Some weeks ago the American Arab Anti-Discrimination Committee (ADC), by far the largest and most effective Arab-American organisation in the United States, commissioned a public opinion poll on current American perspectives on the Palestinian-Israeli conflict. A very wide and deep sample of the population was polled, with quite startling, not to say disheartening results. Israelis are still believed to be a pioneering democratic people, even though no Israeli leader did very well in the poll. Seventy-three per cent of the American people approve of the idea of a Palestinian state, a very surprising result. The interpretation of that statistic is that when you ask an educated American who watches television and reads elite newspapers whether s/he identifies with the Palestinian struggle for independence and freedom, the answer is mostly yes. But if the same person is asked what his idea is about Palestinians, the answer is almost always negative — violence and terrorism. Images of the Palestinians seem to be that they are uncompromising, aggressive, and “alien,” that is, not like “us.” Even when asked about the stone-throwing young people, whom we believe are Davids fighting against Goliath, most Americans see aggression rather than heroism. Americans still blame the Palestinians for obstructing the peace process, Camp David most particularly. Suicide bombing is viewed as “inhuman” and is condemned universally.
What Americans think of Israelis is not a great deal better, but there is a much greater identification with them as people. The most disturbing thing is that hardly any of the questioned Americans knew anything at all about the Palestinian story, nothing about 1948, nothing at all about Israel’s illegal 34-year military occupation. The main narrative model that dominates American thinking still seems to be Leon Uris’s 1950 novel Exodus. Just as alarming is the fact that the most negative things in the poll were what Americans thought and said about Yasser Arafat, his uniform (seen as needlessly “militant”), his speech, his presence.
Overall, then, the conclusion is that Palestinians are viewed neither in terms of a story that is theirs, nor in terms of a human image with which people can easily identify. So successful has Israeli propaganda been that it would seem that Palestinians really have few, if any positive connotations. They are almost completely dehumanised.
Fifty years of unopposed Israeli propaganda in America have brought us to the point where, because we do not resist or contest these terrible misrepresentations in any significant way with images and messages of our own, we are losing thousands of lives and acres of land without troubling anyone’s conscience. The correspondent of the Independent, Phil Reeves, wrote passionately on 27 August that Palestinians are dying or being crushed by Israel and the world looks on silently.
It is therefore up to Arabs and Palestinians everywhere to break the silence, in a rational, organised and effective way, not by shooting off guns or by wailing or complaining. God knows we have reason to do all of the above, but cold logic is necessary now. In the American mind, analogies with South Africa’s liberation struggle or with the horrible fate of the Native Americans most emphatically do not occur. We must make those analogies above all by humanising ourselves and thus reversing the cynical, ugly process whereby American columnists like Charles Krauthammer and George Will audaciously call for more killing and bombing of Palestinians, a suggestion they would not dare do for any other people.
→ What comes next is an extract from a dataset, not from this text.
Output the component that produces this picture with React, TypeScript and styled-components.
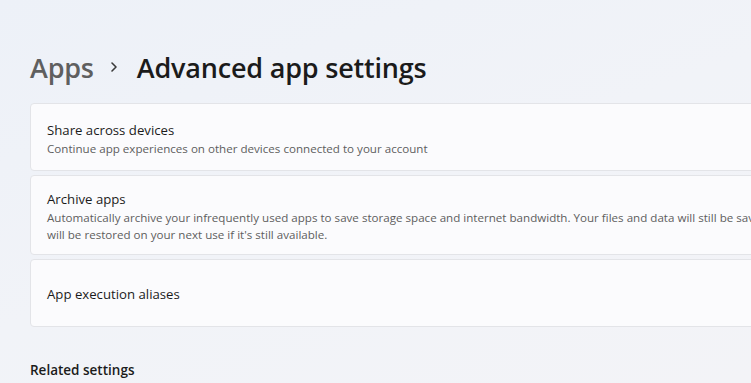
import React from "react";
import styled, { createGlobalStyle } from "styled-components";

const GlobalStyle = createGlobalStyle`
  html, body {
    margin: 0;
    padding: 0;
    overflow: hidden;
  }
  body {
    font-family: "Open Sans", "Noto Sans", sans-serif;
    background: #f1f3f8;
  }
`;

const Page = styled.div`
  width: 751px;
  height: 383px;
  overflow: hidden;
  padding: 44px 0 0 30px;
  box-sizing: border-box;
  background: linear-gradient(160deg, #edf1f8 0%, #f1f3f8 50%, #f3f3f7 100%);
`;

const Breadcrumb = styled.div`
  display: flex;
  align-items: center;
  height: 46px;
  font-family: "Open Sans", sans-serif;
  font-size: 27px;
  font-weight: 600;
  letter-spacing: -0.2px;
`;

const Crumb = styled.span<{ $current?: boolean }>`
  color: ${(p) => (p.$current ? "#1b1b1b" : "#5f5f5f")};
`;

const Chevron = styled.span`
  display: flex;
  margin: 0 19px 0 16px;
`;

const List = styled.div`
  display: flex;
  flex-direction: column;
  gap: 4px;
  width: 1000px;
  margin-top: 13px;
`;

const Card = styled.div<{ $height: number }>`
  display: flex;
  flex-direction: column;
  justify-content: center;
  height: ${(p) => p.$height}px;
  box-sizing: border-box;
  padding: 3px 16px 0;
  background: #fbfbfd;
  border: 1px solid #e3e4e8;
  border-radius: 4px;
`;

const Title = styled.div`
  font-family: "Open Sans", sans-serif;
  font-size: 13.2px;
  color: #1b1b1b;
  line-height: 19px;
`;

const Desc = styled.div`
  font-family: "Open Sans", sans-serif;
  font-size: 11.6px;
  color: #5e5e5e;
  line-height: 17px;
  white-space: nowrap;
`;

const SectionHeading = styled.div`
  margin-top: 34px;
  font-family: "Open Sans", sans-serif;
  font-size: 13.5px;
  font-weight: 600;
  color: #1b1b1b;
`;

export default function App() {
  return (
    <>
      <GlobalStyle />
      <Page>
        <Breadcrumb>
          <Crumb>Apps</Crumb>
          <Chevron>
            <svg width="8" height="12" viewBox="0 0 8 12">
              <path d="M2 2 L6 6 L2 10" fill="none" stroke="#3a3a3a" strokeWidth="1.6" strokeLinecap="round" strokeLinejoin="round" />
            </svg>
          </Chevron>
          <Crumb $current>Advanced app settings</Crumb>
        </Breadcrumb>
        <List>
          <Card $height={68}>
            <Title>Share across devices</Title>
            <Desc>Continue app experiences on other devices connected to your account</Desc>
          </Card>
          <Card $height={80}>
            <Title>Archive apps</Title>
            <Desc>
              Automatically archive your infrequently used apps to save storage space and internet bandwidth. Your files and data will still be saved, and the app
              <br />
              will be restored on your next use if it's still available.
            </Desc>
          </Card>
          <Card $height={68}>
            <Title>App execution aliases</Title>
          </Card>
        </List>
        <SectionHeading>Related settings</SectionHeading>
      </Page>
    </>
  );
}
Why should we passively accept the fate of flies or mosquitoes, to be killed wantonly with American backing any time war criminal Sharon decides to wipe out a few more of us?
To that end I was pleased to learn from ADC President Ziad Asali that his organisation is about to embark on an unprecedented public information campaign in the mass media to redress the balance and present the Palestinians as human beings — can you believe the irony of such a necessity? — as women who are teachers and doctors as well as mothers, men who work in the field and are nuclear engineers, as people who have had years and years of military occupation and are still fighting back. (Incidentally, one astounding result of the poll is that less than three or four per cent of the sample had any idea that there was an Israeli occupation in the first place. So even the main fact of Palestinian existence has been obscured by Israeli propaganda). This effort has never before been made in the US: there have been 50 years of silence, which is about to be broken.
Even though it is modest, the announced ADC campaign is also a major step forward. Consider that the Arab world seems to be in a state of moral and political paralysis, its leaders encumbered by their ties both to Israel and, more important, to the US, their people kept in a state of anxiety and repression. As they and their brave Lebanese comrades did in 1982 when 19,000 were killed by Israeli military power, Palestinians in Gaza and the West Bank are dying not only because Israel has the power to do so with impunity, but because for the first time in modern history, the active alliance between propaganda in the West and military force worked out by Israel and its supporters, has enabled the sustained collective punishment of Palestinians with American tax dollars, $5 billion of which go to Israel annually. Media representations of Palestinians show them with neither history nor humanity, as aggressive rock-throwing people of violence, and have made it possible for the dim-witted but politically astute George Bush to blame the Palestinians for violence. This new ADC campaign sets out to restore their history and humanity, to show them (as they have always been) as people “like us,” fighting for the right to live in freedom, to raise their children, to die in peace. Once even the glimmerings of this story penetrate the American consciousness, the truth will, I hope, begin to dissipate the vast cloud of evil propaganda with which Israel has covered reality. Since it is clear that the media campaign can only go so far, then the hope is that Arab Americans will feel empowered enough to enter the political battle in the US to try to break, modify, or fray the link that binds US policy so tightly to Israel. And then, we can hope again.